The spiritual leader of the Islamist insurgency, who went deep underground after the 2001 US-led invasion, suffered a heart attack on January 7 and was taken to a hospital near Karachi for several days, the Post said, citing a report by a private intelligence network run by former US security officials.
The network, operating as a private company known as "The Eclipse Group," said its source was an unnamed physician in the hospital.
"While I was not personally in the operating theater... my evaluation based on what I have heard and seeing the patient in the hospital is that Mullah Omar had a cardiac catheter complication resulting in either bleeding or a small cerebral vascular incident, or both," the physician was quoted as saying.
The doctor added that Omar appeared to have suffered some brain damage and had slurred speech following the operation.
The report said Pakistan's Inter-Services Intelligence (ISI) agency had "rushed him to a hospital in Karachi, where he was given heparin (an anticoagulant) and operated on."
"After 3-4 days of post-operative care in the hospital, he was released to the ISI and ordered to take absolute bed rest when at home for at least several days," it added.
Although Pakistan is officially an ally of the international coalition battling the Taliban in Afghanistan, US officials have long accused the ISI of playing a double game.
The ISI is reportedly still close to Omar, whom it backed as the leader of the 1996-2001 Taliban regime in Kabul.
Pakistan has always strongly denied such charges, and its Washington ambassador Husain Haqqani said the Eclipse report "had no basis whatsoever."
"Sometimes intelligence tips received by professionals turn out to be wrong. The story about Mullah Omar falls under that category," he told the Post.

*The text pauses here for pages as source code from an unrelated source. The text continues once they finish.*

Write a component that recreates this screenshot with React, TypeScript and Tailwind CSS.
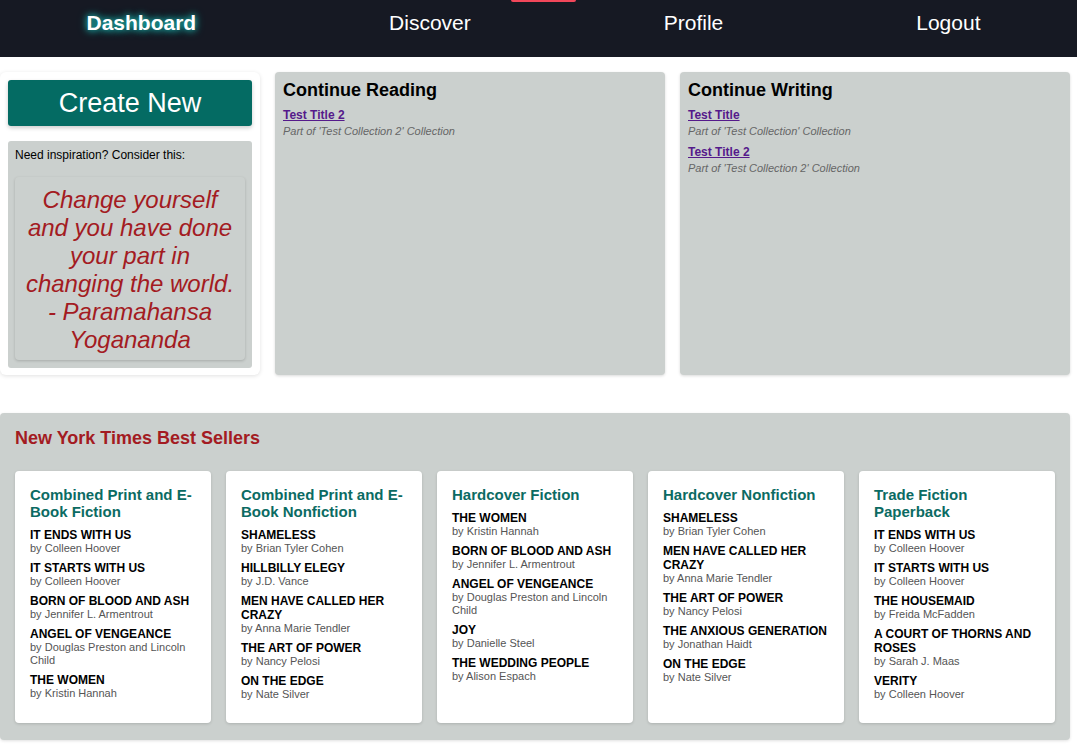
import React from "react";

type Book = { title: string; author: string };
type List = { name: string; books: Book[] };

const NAV = ["Dashboard", "Discover", "Profile", "Logout"];

const LISTS: List[] = [
  {
    name: "Combined Print and E-Book Fiction",
    books: [
      { title: "IT ENDS WITH US", author: "Colleen Hoover" },
      { title: "IT STARTS WITH US", author: "Colleen Hoover" },
      { title: "BORN OF BLOOD AND ASH", author: "Jennifer L. Armentrout" },
      { title: "ANGEL OF VENGEANCE", author: "Douglas Preston and Lincoln Child" },
      { title: "THE WOMEN", author: "Kristin Hannah" },
    ],
  },
  {
    name: "Combined Print and E-Book Nonfiction",
    books: [
      { title: "SHAMELESS", author: "Brian Tyler Cohen" },
      { title: "HILLBILLY ELEGY", author: "J.D. Vance" },
      { title: "MEN HAVE CALLED HER CRAZY", author: "Anna Marie Tendler" },
      { title: "THE ART OF POWER", author: "Nancy Pelosi" },
      { title: "ON THE EDGE", author: "Nate Silver" },
    ],
  },
  {
    name: "Hardcover Fiction",
    books: [
      { title: "THE WOMEN", author: "Kristin Hannah" },
      { title: "BORN OF BLOOD AND ASH", author: "Jennifer L. Armentrout" },
      { title: "ANGEL OF VENGEANCE", author: "Douglas Preston and Lincoln Child" },
      { title: "JOY", author: "Danielle Steel" },
      { title: "THE WEDDING PEOPLE", author: "Alison Espach" },
    ],
  },
  {
    name: "Hardcover Nonfiction",
    books: [
      { title: "SHAMELESS", author: "Brian Tyler Cohen" },
      { title: "MEN HAVE CALLED HER CRAZY", author: "Anna Marie Tendler" },
      { title: "THE ART OF POWER", author: "Nancy Pelosi" },
      { title: "THE ANXIOUS GENERATION", author: "Jonathan Haidt" },
      { title: "ON THE EDGE", author: "Nate Silver" },
    ],
  },
  {
    name: "Trade Fiction Paperback",
    books: [
      { title: "IT ENDS WITH US", author: "Colleen Hoover" },
      { title: "IT STARTS WITH US", author: "Colleen Hoover" },
      { title: "THE HOUSEMAID", author: "Freida McFadden" },
      { title: "A COURT OF THORNS AND ROSES", author: "Sarah J. Maas" },
      { title: "VERITY", author: "Colleen Hoover" },
    ],
  },
];

const READING = [{ title: "Test Title 2", collection: "Test Collection 2" }];
const WRITING = [
  { title: "Test Title", collection: "Test Collection" },
  { title: "Test Title 2", collection: "Test Collection 2" },
];

function WorkList({ heading, items }: { heading: string; items: { title: string; collection: string }[] }) {
  return (
    <div className="bg-[#cbd0ce] rounded-[4px] shadow-[0_1px_3px_rgba(0,0,0,0.15)] px-2 pt-[8px] h-[303px]">
      <h2 className="text-[18px] leading-[21px] font-bold text-black mb-[7px]">{heading}</h2>
      {items.map((w, i) => (
        <div key={i} className="mb-[7px]">
          <a href="#" className="block text-[12px] font-bold underline text-[#551a8b] leading-[14px]">
            {w.title}
          </a>
          <p className="text-[11px] italic text-[#666] leading-[13px] mt-[3px]">
            Part of '{w.collection}' Collection
          </p>
        </div>
      ))}
    </div>
  );
}

export default function App() {
  return (
    <div className="min-h-[746px] bg-white font-['Liberation_Sans',Arial,sans-serif]">
      {/* nav bar */}
      <nav className="relative h-[57px] bg-[#161923] flex justify-around items-start pt-[11px]">
        <span className="absolute left-[511px] top-0 w-[65px] h-[2px] rounded-b-full bg-[#f2475a]" />
        {NAV.map((n, i) => (
          <a
            key={n}
            href="#"
            className={`text-[21px] leading-[24px] text-white ${
              i === 0 ? "-ml-[10px] font-bold [text-shadow:0_0_6px_#1fc4bd,0_0_10px_#0e8f8a]" : ""
            }`}
          >
            {n}
          </a>
        ))}
      </nav>

      {/* top row */}
      <div className="grid grid-cols-[260px_390px_390px] gap-[15px] mt-[15px]">
        <div className="bg-white rounded-[6px] shadow-[0_1px_4px_rgba(0,0,0,0.12)] px-2 pt-2 pb-2 h-[303px]">
          <button className="w-full h-[46px] bg-[#046b63] text-white text-[27px] leading-[31px] rounded-[3px] shadow-[0_2px_4px_rgba(0,0,0,0.2)]">
            Create New
          </button>
          <div className="mt-[15px] bg-[#cbd0ce] rounded-[3px] px-[7px] pt-[7px] pb-2">
            <p className="text-[12px] leading-[14px] text-black">Need inspiration? Consider this:</p>
            <div className="mt-[15px] bg-[#cbd0ce] rounded-[4px] shadow-[0_1px_3px_rgba(0,0,0,0.18)] pt-[9px] pb-[6px] px-[10px]">
              <p className="text-[24px] leading-[28px] italic text-center text-[#a31b22]">
                Change yourself and you have done your part in changing the world. - Paramahansa Yogananda
              </p>
            </div>
          </div>
        </div>
        <WorkList heading="Continue Reading" items={READING} />
        <WorkList heading="Continue Writing" items={WRITING} />
      </div>

      {/* best sellers */}
      <section className="w-[1070px] mt-[38px] bg-[#cbd0ce] rounded-[4px] shadow-[0_1px_3px_rgba(0,0,0,0.12)] px-[15px] pt-[15px] pb-[17px]">
        <h2 className="text-[18px] font-bold text-[#a31b22] leading-[21px]">New York Times Best Sellers</h2>
        <div className="grid grid-cols-5 gap-[15px] mt-[22px]">
          {LISTS.map((l) => (
            <div key={l.name} className="bg-white rounded-[4px] shadow-[0_1px_3px_rgba(0,0,0,0.15)] px-[15px] pt-[15px] pb-[16px]">
              <h3 className="text-[15px] font-bold text-[#0b6b63] leading-[17px] mb-[8px]">{l.name}</h3>
              {l.books.map((b, i) => (
                <div key={i} className="mb-[6px]">
                  <p className="text-[12px] font-bold text-black leading-[14px]">{b.title}</p>
                  <p className="text-[11px] text-[#555] leading-[13px]">by {b.author}</p>
                </div>
              ))}
            </div>
          ))}
        </div>
      </section>
    </div>
  );
}
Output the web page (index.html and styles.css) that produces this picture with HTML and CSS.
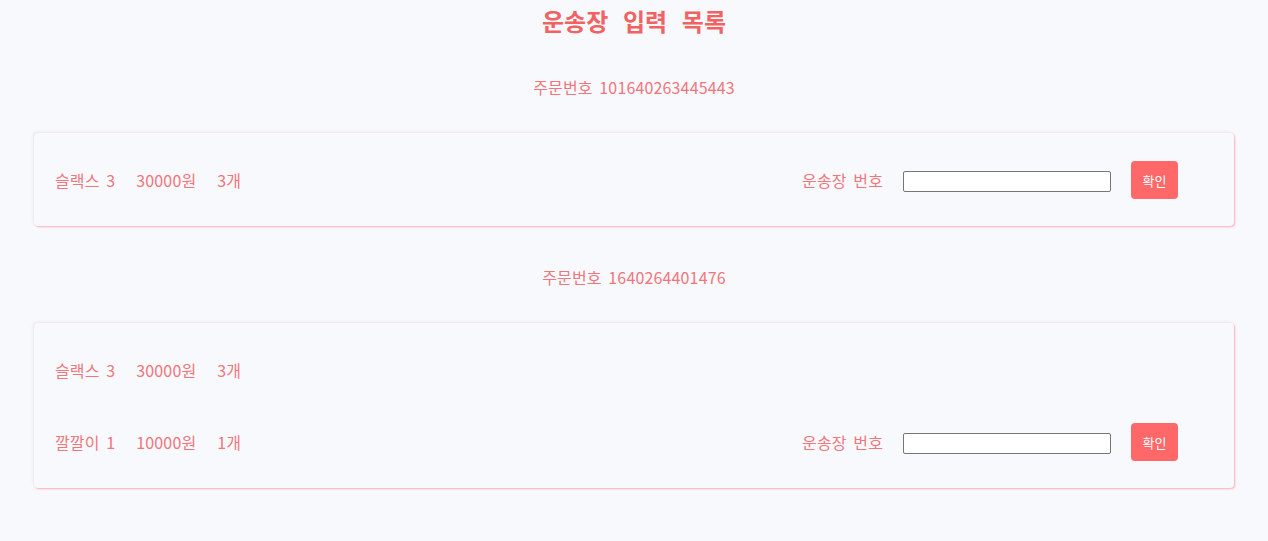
FILE: index.html
```html
<!DOCTYPE html>
<html lang="ko">
<head>
<meta charset="utf-8">
<title>운송장 입력 목록</title>
<link rel="stylesheet" href="styles.css">
</head>
<body>
<h1 class="page-title">운송장 입력 목록</h1>

<section class="order">
  <div class="order-no">주문번호 101640263445443</div>
  <div class="order-card">
    <div class="item-row">
      <div class="item-info"><span>슬랙스 3</span><span>30000원</span><span>3개</span></div>
      <div class="invoice">
        <label class="invoice-label">운송장 번호</label>
        <input class="invoice-input" type="text">
        <button class="confirm-btn">확인</button>
      </div>
    </div>
  </div>
</section>

<section class="order">
  <div class="order-no">주문번호 1640264401476</div>
  <div class="order-card">
    <div class="item-row">
      <div class="item-info"><span>슬랙스 3</span><span>30000원</span><span>3개</span></div>
    </div>
    <div class="item-row">
      <div class="item-info"><span>깔깔이 1</span><span>10000원</span><span>1개</span></div>
      <div class="invoice">
        <label class="invoice-label">운송장 번호</label>
        <input class="invoice-input" type="text">
        <button class="confirm-btn">확인</button>
      </div>
    </div>
  </div>
</section>
</body>
</html>
```

FILE: styles.css
```css
* { box-sizing: border-box; }

body {
  margin: 0;
  background: #f8f9fc;
  font-family: "Noto Sans CJK KR", "Noto Sans", sans-serif;
  color: #f0767c;
  font-size: 16px;
  word-spacing: 2px;
  letter-spacing: 0.15px;
}

.page-title {
  margin: 0;
  height: 41px;
  line-height: 41px;
  text-align: center;
  font-size: 24px;
  font-weight: 700;
  color: #f26262;
  letter-spacing: 0;
  word-spacing: 8px;
}

.order-no {
  padding: 34px 0;
  line-height: 24px;
  text-align: center;
}

.order-card {
  width: 1200px;
  margin: 0 auto 5px;
  padding: 11px 56px 10px 21px;
  background: #f8f9fd;
  border-radius: 4px;
  box-shadow: 1px 1px 2px rgba(255, 150, 165, 0.75), -1px -1px 3px rgba(220, 200, 210, 0.35);
}

.item-row {
  height: 72px;
  display: flex;
  align-items: center;
  justify-content: space-between;
}

.item-info {
  display: flex;
  gap: 21px;
}

.invoice {
  display: flex;
  align-items: center;
  gap: 20px;
}

.invoice-label {
  color: #f0767c;
}

.invoice-input {
  width: 208px;
  height: 21px;
  border: 1px solid #767676;
  border-radius: 2px;
  background: #fff;
  margin: 2px 0 0;
  padding: 0 2px;
}

.confirm-btn {
  width: 47px;
  height: 38px;
  border: none;
  border-radius: 4px;
  background: #ff6868;
  color: #fff;
  font-family: inherit;
  font-size: 13px;
  letter-spacing: 0;
  word-spacing: 0;
  padding: 0;
}
```
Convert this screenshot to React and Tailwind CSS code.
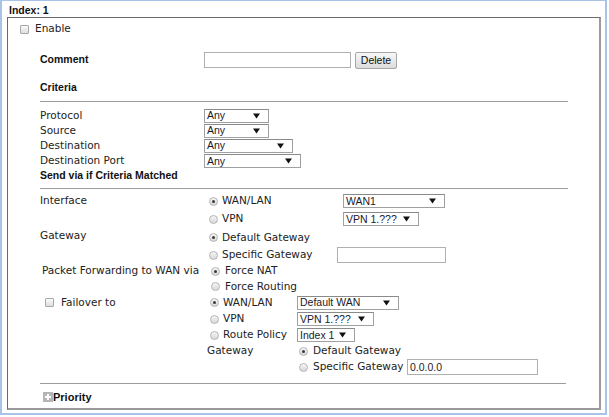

The Post said Eclipse appeared to be "the latest iteration of a shadowy, Pentagon-backed operation that began contracting with former CIA and military operatives to supply intelligence in Afghanistan and Pakistan in 2009."
The newspaper said it was run by a former chief of the Central Intelligence Agency's counterterrorism center, a retired diplomat and a former US army Special Forces information operations specialist in Iraq.